Python Libraries Introduced in This Chapter
pandas (version 2.x) — pip install pandas
Core data manipulation. All groupby, pivot, and aggregation operations.
matplotlib (version 3.x) — pip install matplotlib
Static chart generation including histograms, bar charts, and error bar plots.
numpy (version 1.26+) — pip install numpy
Random number generation for the synthetic dataset, and statistical operations.
seaborn (version 0.13+) — pip install seaborn
Used in exercises for heatmaps. Not required for the base chapter content.
Continuing in This Book
- Chapter 27 — RFM and customer segmentation (see how the segmentation tools from HR could apply to customer analysis)
- Chapter 29 — Financial analytics: connecting headcount costs to P&L analysis
- Chapter 33 — Intro to machine learning: building an attrition prediction model (extends Exercise 5.4)
- Chapter 36 — Data privacy in Python: anonymization, encryption, and secure data handling patterns
A Closing Note on Benchmarks
Every benchmark in this chapter — whether about turnover rates, supervisor ratios, or absence rates — is drawn from published research by identified organizations (SHRM, BLS, CIPD).
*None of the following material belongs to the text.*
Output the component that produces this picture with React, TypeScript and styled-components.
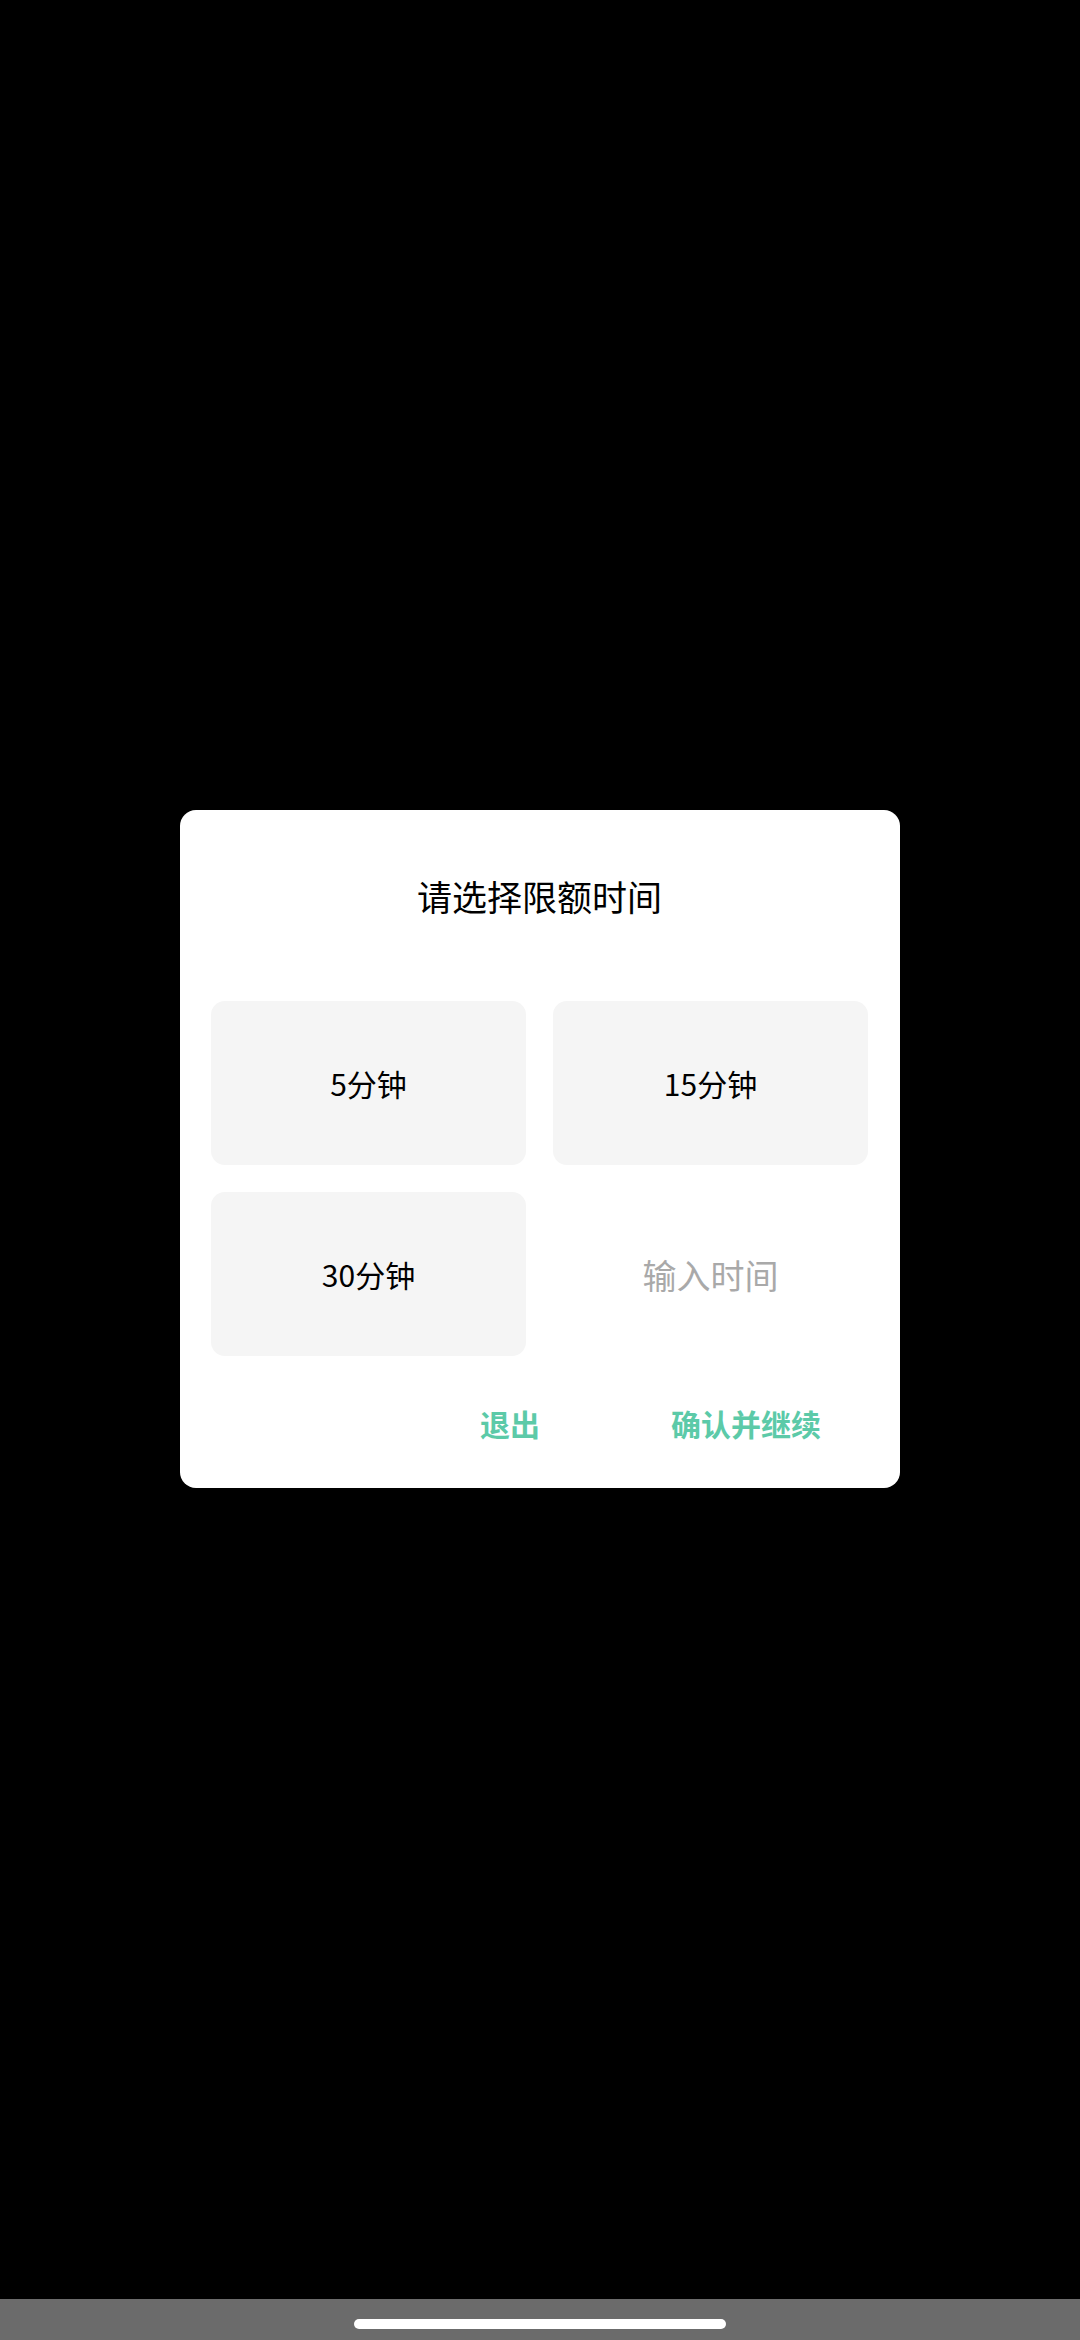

When you use benchmarks in your own HR analytics work:
- Always cite the source and the publication year
- Acknowledge that benchmarks represent averages across many different organizations, and your context may differ substantially
- Be explicit about what the benchmark covers (e.g., "US voluntary turnover for manufacturing, SHRM 2023") rather than presenting it as a universal standard
- Use benchmarks as a starting point for conversation, not as targets to hit or miss
The honest framing is: "Our voluntary turnover rate is 22%. SHRM data suggests the national average for our industry is approximately 15%. That gap is worth understanding — but there may be legitimate reasons for the difference, and our first step should be understanding the specifics of our situation before concluding anything."